Details about this configuration can be found in monit's documentation.

  • Thank you for the reply! Is there any way to monitor the process without having to start it with monit? I have a ton of servers running on the machine which are managed through a web interface, having to launch them with monit isn't ideal. – user30153 Dec 28 '09 at 1:10
  • Sure, the start program and stop program lines are just for the case when monit needs to restart your process. You can still start it with your normal init script. monit can also check if the program is already running (e.g. by its PID file or process name). – joschi Dec 28 '09 at 2:00
  • Fantastic, i think i've got it figured out. The only problem is it's dependence on a pid file, i'm going to have to generate one for over 200 processes, and create rules for each one i suppose. Thanks for the help! – user30153 Dec 28 '09 at 8:37

This was what I was looking for, and have been using it for some time now (slightly altered). Lately, I've put a bug in my work but need to keep the app (game server) running.
I had quoted out the part where topmost PID is killed, as it was killing the wrong PID.
Here's my latest draft of your script, so far, it finds the top-most overload and effectively kills it (also emails me with the info whenever it does anything);


## Note: will kill the top-most process if the $CPU_LOAD is greater than the $CPU_THRESHOLD.
echo checking for run-away process ...

CPU_LOAD=$(uptime | cut -d"," -f4 | cut -d":" -f2 | cut -d" " -f2 | sed -e "s/\.//g")
PROCESS=$(ps aux r)
TOPPROCESS=$(ps -eo pid -eo pcpu -eo command | sort -k 2 -r | grep -v PID | head -n 1)
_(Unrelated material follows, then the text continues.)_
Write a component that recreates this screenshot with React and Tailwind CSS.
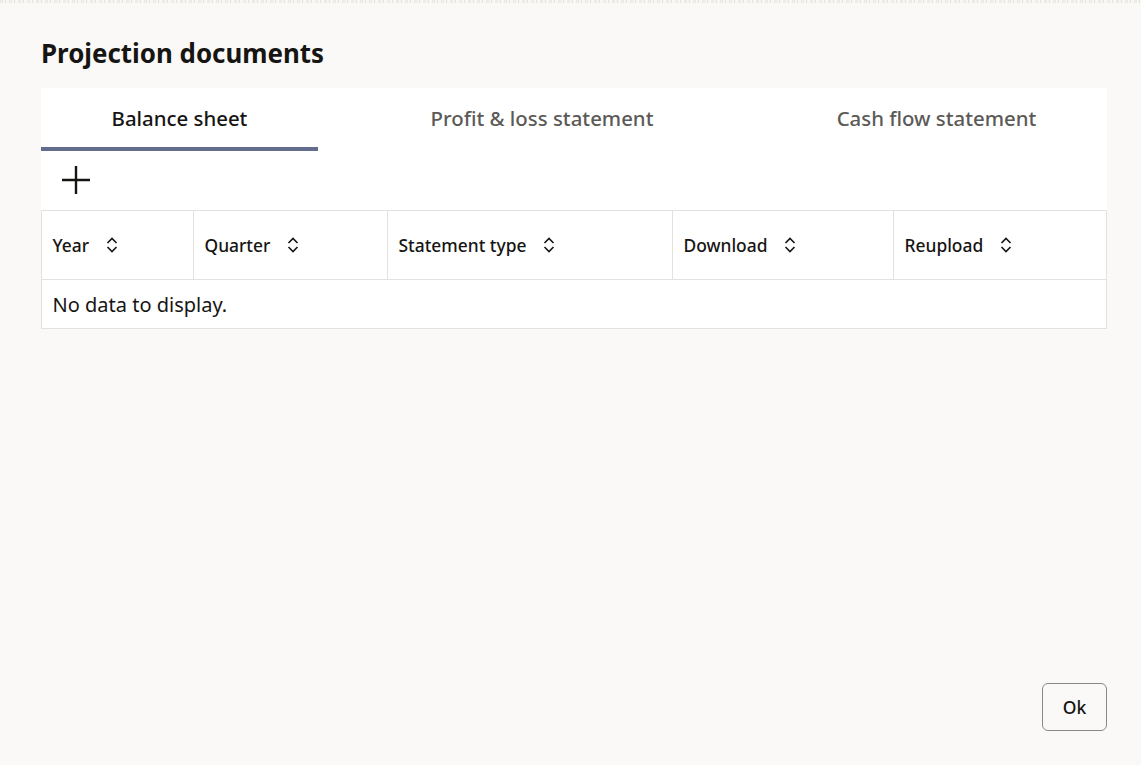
import React from "react";

function Sort() {
  return (
    <svg width="14" height="18" viewBox="0 0 14 18" fill="none" stroke="#161513" strokeWidth="1.6" className="shrink-0">
      <path d="M2.5 7 L7 2.5 L11.5 7" />
      <path d="M2.5 11 L7 15.5 L11.5 11" />
    </svg>
  );
}

const cols = [
  { label: "Year", w: "w-[152px]" },
  { label: "Quarter", w: "w-[194px]" },
  { label: "Statement type", w: "w-[285px]" },
  { label: "Download", w: "w-[221px]" },
  { label: "Reupload", w: "flex-1" },
];

export default function App() {
  return (
    <div className="relative h-[765px] w-[1141px] overflow-hidden bg-[#faf9f7] font-['Noto_Sans',sans-serif] text-[#161513]">
      <div className="h-[3px] bg-[repeating-linear-gradient(90deg,#eeece8_0px,#eeece8_3px,#f7f6f3_3px,#f7f6f3_5px,#e4e2de_5px,#e4e2de_6px,#f8f7f4_6px,#f8f7f4_9px)]" />
      <div className="flex h-[762px] flex-col pr-[34px] pl-[41px]">
        <h1 className="mt-[33px] h-[34px] text-[25.9px] leading-[34px] font-bold">Projection documents</h1>
        <div className="mt-[18px] bg-white">
          <div className="flex h-[63px] text-[20.4px]">
            <div className="flex w-[277px] items-center justify-center border-b-[4px] border-[#636c8c] pt-[2px] font-medium">Balance sheet</div>
            <div className="flex w-[448px] items-center justify-center pb-[2px] font-medium text-[#5c5a57]">Profit &amp; loss statement</div>
            <div className="flex flex-1 items-center justify-center pb-[2px] font-medium text-[#5c5a57]">Cash flow statement</div>
          </div>
          <div className="flex h-[59px] items-center pb-[2px] pl-[18px]">
            <svg width="34" height="34" viewBox="0 0 34 34" stroke="#161513" strokeWidth="2.4" fill="none">
              <path d="M17 3 V31 M3 17 H31" />
            </svg>
          </div>
          <div className="border border-[#e4e2df] bg-white">
            <div className="flex h-[69px] border-b border-[#e4e2df]">
              {cols.map((c, i) => (
                <div key={c.label} className={`${c.w} flex items-center gap-4 pl-[10.5px] text-[17.4px] font-medium ${i < 4 ? "border-r border-[#e4e2df]" : ""}`}>
                  <span>{c.label}</span>
                  <Sort />
                </div>
              ))}
            </div>
            <div className="flex h-[48px] items-center pt-[2px] pl-[10.5px] text-[20px]">No data to display.</div>
          </div>
        </div>
        <div className="mt-auto mb-[34px] flex justify-end">
          <button className="h-[48px] w-[65px] rounded-[6px] border border-[#8a8886] text-[17.5px] font-medium">Ok</button>
        </div>
      </div>
    </div>
  );
}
if [ $CPU_LOAD -gt $CPU_THRESHOLD ] ; then
  # kill -9 $(ps -eo pid | sort -k 1 -r | grep -v PID | head -n 1) #original
  # kill -9 $(ps -eo pcpu | sort -k 1 -r | grep -v %CPU | head -n 1)
  kill -9 $TOPPROCESS
  echo system overloading!
  echo Top-most process killed $TOPPROCESS
  echo load average is at $CPU_LOAD
  echo Active processes...
  ps aux r

  # send an email using mail
  SUBJECT="Runaway Process Report at Marysol"
  # Email To ?
  # Email text/message
  echo "System overloading, possible runaway process."> $EMAILMESSAGE
  echo "Top-most process killed $TOPPROCESS" >>$EMAILMESSAGE
  echo "Load average was at $CPU_LOAD" >>$EMAILMESSAGE
  echo "Active processes..." >>$EMAILMESSAGE

 echo no run-aways. 
 echo load average is at $CPU_LOAD
 echo Active processes...
 ps aux r
exit 0

This little script has been extremely useful, if you don't like it killing any process, the email alone will help keep you informed.

  • Thanks for your answer! I would just like to point out that your sorting in TOPPROCESS is off. It won't sort by actual value, instead it will order the entries alphanumerically (e.g. 6% will have precedence over 12%). A better alternative might be the following command: top -b -n 1 | sed 1,6d | sed -n 2p – Glutanimate Sep 11 '13 at 1:08
  • 1
    If the CPU is 90% what is the CPU_LOAD? and how you calculate the threshold? thanks – Ofir Attia Sep 17 '14 at 19:14
  • 1
    This wont catch situations where one process is maxed out on a multi core server. – UpTheCreek Apr 18 '17 at 11:28

Below is a sample BASH script that may help you get some hints for your own needs.


CPU_LOAD=$(uptime | cut -d"," -f4 | cut -d":" -f2 | cut -d" " -f2 | sed -e "s/\.//g")

if [ $CPU_LOAD -gt $CPU_THRESHOLD ] ; then
  kill -9 $(ps -eo pid | sort -k 1 -r | grep -v PID | head -n 1)

exit 0

Please take note that the value of your $CPU_THRESHOLD should depend on the number of (CPU) cores you have on your system. A detailed explanation about this topic can be found at http://blog.scoutapp.com/articles/2009/07/31/understanding-load-averages .

You can either call your script from inside the /etc/inittab or a cronjob for every number of minutes you prefer. Please take note also that the example script will kill the top-most process if the $CPU_LOAD is greater than the $CPU_THRESHOLD.